Repeat the lines below exactly as they appear, but leave out the images.

# Source excerpt

════════════════

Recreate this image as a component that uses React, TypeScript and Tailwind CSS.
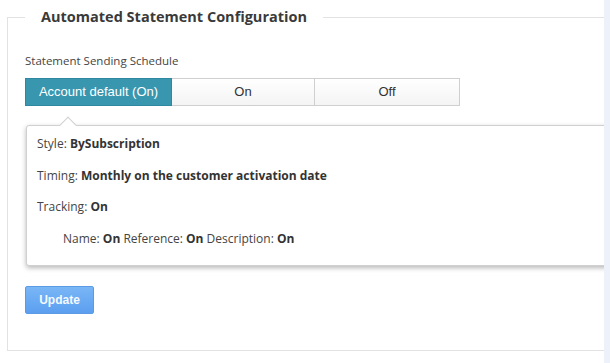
import React from "react";

export default function App() {
  const sans = { fontFamily: '"Open Sans", "Noto Sans", sans-serif' };
  return (
    <div className="w-[610px] h-[363px] bg-white flex overflow-hidden" style={sans}>
      <div className="w-[604px] h-full overflow-hidden pl-[7px] pt-[8px]">
        <fieldset className="w-[620px] h-[343px] border border-[#e2e2e2] pl-[17px] m-0 p-0">
          <legend className="px-[16px] text-[14.5px] font-bold text-[#3a3a3a] leading-[18px]">
            Automated Statement Configuration
          </legend>
          <div className="pt-[27px]">
            <div className="text-[11.5px] text-[#444] leading-[16px]">Statement Sending Schedule</div>
            <div className="flex mt-[9px] h-[28px] text-[13px]" style={{ fontFamily: '"Liberation Sans", Arial, sans-serif' }}>
              <div className="w-[147px] flex items-center justify-center bg-[#3896af] text-white border border-[#2f87a0]">
                Account default (On)
              </div>
              <div className="w-[143px] flex items-center justify-center bg-gradient-to-b from-white to-[#f4f4f4] text-[#333] border-y border-r border-[#cfcfcf]">
                On
              </div>
              <div className="w-[145px] flex items-center justify-center bg-gradient-to-b from-white to-[#f4f4f4] text-[#333] border-y border-r border-[#cfcfcf]">
                Off
              </div>
            </div>
            <div className="relative mt-[19px] ml-px w-[600px] h-[141px] bg-white border border-[#d0d0d0] rounded-[3px] shadow-[0_2px_5px_rgba(0,0,0,0.28)] pl-[10px] pt-[2px] text-[12px] text-[#444]">
              <div className="absolute -top-[7px] left-[35px] w-[12px] h-[12px] bg-white border-l border-t border-[#d0d0d0] rotate-45" />
              <div className="h-[32px] flex items-center">
                <span>Style:&nbsp;</span>
                <span className="font-bold text-[#333]">BySubscription</span>
              </div>
              <div className="h-[31px] flex items-center">
                <span>Timing:&nbsp;</span>
                <span className="font-bold text-[#333]">Monthly on the customer activation date</span>
              </div>
              <div className="h-[31px] flex items-center">
                <span>Tracking:&nbsp;</span>
                <span className="font-bold text-[#333]">On</span>
              </div>
              <div className="h-[33px] flex items-center pl-[26px]">
                <span>Name:&nbsp;</span>
                <span className="font-bold text-[#333]">On</span>
                <span>&nbsp;Reference:&nbsp;</span>
                <span className="font-bold text-[#333]">On</span>
                <span>&nbsp;Description:&nbsp;</span>
                <span className="font-bold text-[#333]">On</span>
              </div>
            </div>
            <button
              className="mt-[20px] w-[69px] h-[28px] rounded-[2px] border border-[#5b9be6] bg-gradient-to-b from-[#79b6f6] to-[#5c9ff0] text-[#f4f9ff] text-[12px] font-bold"
              style={{ fontFamily: '"Liberation Sans", Arial, sans-serif' }}
            >
              Update
            </button>
          </div>
        </fieldset>
      </div>
      <div className="w-[6px] h-full bg-[#edf2fa]" />
    </div>
  );
}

════════════════

# Output for this task
Recreate this image as a component that uses React, TypeScript and Tailwind CSS.
import React from "react";

export default function App() {
  const sans = { fontFamily: '"Open Sans", "Noto Sans", sans-serif' };
  return (
    <div className="w-[610px] h-[363px] bg-white flex overflow-hidden" style={sans}>
      <div className="w-[604px] h-full overflow-hidden pl-[7px] pt-[8px]">
        <fieldset className="w-[620px] h-[343px] border border-[#e2e2e2] pl-[17px] m-0 p-0">
          <legend className="px-[16px] text-[14.5px] font-bold text-[#3a3a3a] leading-[18px]">
            Automated Statement Configuration
          </legend>
          <div className="pt-[27px]">
            <div className="text-[11.5px] text-[#444] leading-[16px]">Statement Sending Schedule</div>
            <div className="flex mt-[9px] h-[28px] text-[13px]" style={{ fontFamily: '"Liberation Sans", Arial, sans-serif' }}>
              <div className="w-[147px] flex items-center justify-center bg-[#3896af] text-white border border-[#2f87a0]">
                Account default (On)
              </div>
              <div className="w-[143px] flex items-center justify-center bg-gradient-to-b from-white to-[#f4f4f4] text-[#333] border-y border-r border-[#cfcfcf]">
                On
              </div>
              <div className="w-[145px] flex items-center justify-center bg-gradient-to-b from-white to-[#f4f4f4] text-[#333] border-y border-r border-[#cfcfcf]">
                Off
              </div>
            </div>
            <div className="relative mt-[19px] ml-px w-[600px] h-[141px] bg-white border border-[#d0d0d0] rounded-[3px] shadow-[0_2px_5px_rgba(0,0,0,0.28)] pl-[10px] pt-[2px] text-[12px] text-[#444]">
              <div className="absolute -top-[7px] left-[35px] w-[12px] h-[12px] bg-white border-l border-t border-[#d0d0d0] rotate-45" />
              <div className="h-[32px] flex items-center">
                <span>Style:&nbsp;</span>
                <span className="font-bold text-[#333]">BySubscription</span>
              </div>
              <div className="h-[31px] flex items-center">
                <span>Timing:&nbsp;</span>
                <span className="font-bold text-[#333]">Monthly on the customer activation date</span>
              </div>
              <div className="h-[31px] flex items-center">
                <span>Tracking:&nbsp;</span>
                <span className="font-bold text-[#333]">On</span>
              </div>
              <div className="h-[33px] flex items-center pl-[26px]">
                <span>Name:&nbsp;</span>
                <span className="font-bold text-[#333]">On</span>
                <span>&nbsp;Reference:&nbsp;</span>
                <span className="font-bold text-[#333]">On</span>
                <span>&nbsp;Description:&nbsp;</span>
                <span className="font-bold text-[#333]">On</span>
              </div>
            </div>
            <button
              className="mt-[20px] w-[69px] h-[28px] rounded-[2px] border border-[#5b9be6] bg-gradient-to-b from-[#79b6f6] to-[#5c9ff0] text-[#f4f9ff] text-[12px] font-bold"
              style={{ fontFamily: '"Liberation Sans", Arial, sans-serif' }}
            >
              Update
            </button>
          </div>
        </fieldset>
      </div>
      <div className="w-[6px] h-full bg-[#edf2fa]" />
    </div>
  );
}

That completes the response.